#### Task description
The listing below must be repeated word for word, with its images excluded.

==== Data block ====

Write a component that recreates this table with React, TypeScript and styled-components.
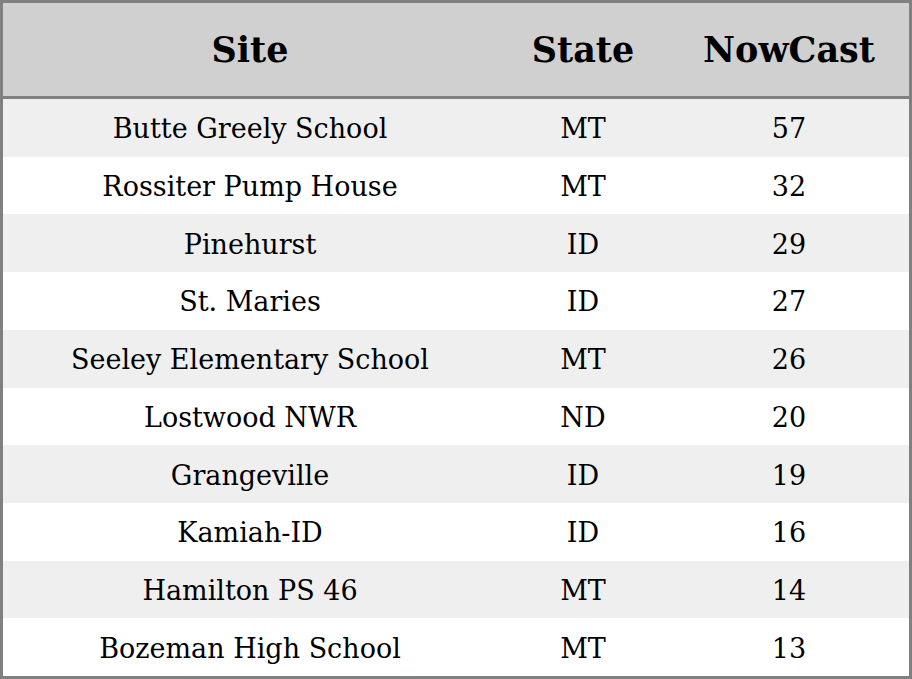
import React from "react";
import styled, { createGlobalStyle } from "styled-components";

const Global = createGlobalStyle`
  html, body { margin: 0; padding: 0; background: #fff; }
  body { font-family: "DejaVu Serif", serif; }
`;

const Table = styled.div`
  box-sizing: border-box;
  width: 912px;
  height: 679px;
  border: 3px solid #808080;
  display: flex;
  flex-direction: column;
`;

const Row = styled.div<{ $shade?: boolean }>`
  display: grid;
  grid-template-columns: 494px 172px 1fr;
  flex: 1;
  align-items: center;
  background: ${(p) => (p.$shade ? "#efefef" : "#ffffff")};
`;

const HeadRow = styled.div`
  display: grid;
  grid-template-columns: 494px 172px 1fr;
  height: 93px;
  flex: none;
  align-items: center;
  background: #d0d0d0;
  border-bottom: 3px solid #808080;
`;

const Th = styled.div`
  text-align: center;
  font-weight: bold;
  font-size: 35px;
  line-height: 1;
  color: #000;
`;

const Td = styled.div`
  text-align: center;
  font-size: 27px;
  line-height: 1;
  padding-top: 2px;
  color: #000;
`;

const data: [string, string, number][] = [
  ["Butte Greely School", "MT", 57],
  ["Rossiter Pump House", "MT", 32],
  ["Pinehurst", "ID", 29],
  ["St. Maries", "ID", 27],
  ["Seeley Elementary School", "MT", 26],
  ["Lostwood NWR", "ND", 20],
  ["Grangeville", "ID", 19],
  ["Kamiah-ID", "ID", 16],
  ["Hamilton PS 46", "MT", 14],
  ["Bozeman High School", "MT", 13],
];

export default function App() {
  return (
    <>
      <Global />
      <Table>
        <HeadRow>
          <Th>Site</Th>
          <Th>State</Th>
          <Th>NowCast</Th>
        </HeadRow>
        {data.map(([site, st, v], i) => (
          <Row key={site} $shade={i % 2 === 0}>
            <Td>{site}</Td>
            <Td>{st}</Td>
            <Td>{v}</Td>
          </Row>
        ))}
      </Table>
    </>
  );
}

====

#### Finished answer
Write a component that recreates this table with React, TypeScript and styled-components.
import React from "react";
import styled, { createGlobalStyle } from "styled-components";

const Global = createGlobalStyle`
  html, body { margin: 0; padding: 0; background: #fff; }
  body { font-family: "DejaVu Serif", serif; }
`;

const Table = styled.div`
  box-sizing: border-box;
  width: 912px;
  height: 679px;
  border: 3px solid #808080;
  display: flex;
  flex-direction: column;
`;

const Row = styled.div<{ $shade?: boolean }>`
  display: grid;
  grid-template-columns: 494px 172px 1fr;
  flex: 1;
  align-items: center;
  background: ${(p) => (p.$shade ? "#efefef" : "#ffffff")};
`;

const HeadRow = styled.div`
  display: grid;
  grid-template-columns: 494px 172px 1fr;
  height: 93px;
  flex: none;
  align-items: center;
  background: #d0d0d0;
  border-bottom: 3px solid #808080;
`;

const Th = styled.div`
  text-align: center;
  font-weight: bold;
  font-size: 35px;
  line-height: 1;
  color: #000;
`;

const Td = styled.div`
  text-align: center;
  font-size: 27px;
  line-height: 1;
  padding-top: 2px;
  color: #000;
`;

const data: [string, string, number][] = [
  ["Butte Greely School", "MT", 57],
  ["Rossiter Pump House", "MT", 32],
  ["Pinehurst", "ID", 29],
  ["St. Maries", "ID", 27],
  ["Seeley Elementary School", "MT", 26],
  ["Lostwood NWR", "ND", 20],
  ["Grangeville", "ID", 19],
  ["Kamiah-ID", "ID", 16],
  ["Hamilton PS 46", "MT", 14],
  ["Bozeman High School", "MT", 13],
];

export default function App() {
  return (
    <>
      <Global />
      <Table>
        <HeadRow>
          <Th>Site</Th>
          <Th>State</Th>
          <Th>NowCast</Th>
        </HeadRow>
        {data.map(([site, st, v], i) => (
          <Row key={site} $shade={i % 2 === 0}>
            <Td>{site}</Td>
            <Td>{st}</Td>
            <Td>{v}</Td>
          </Row>
        ))}
      </Table>
    </>
  );
}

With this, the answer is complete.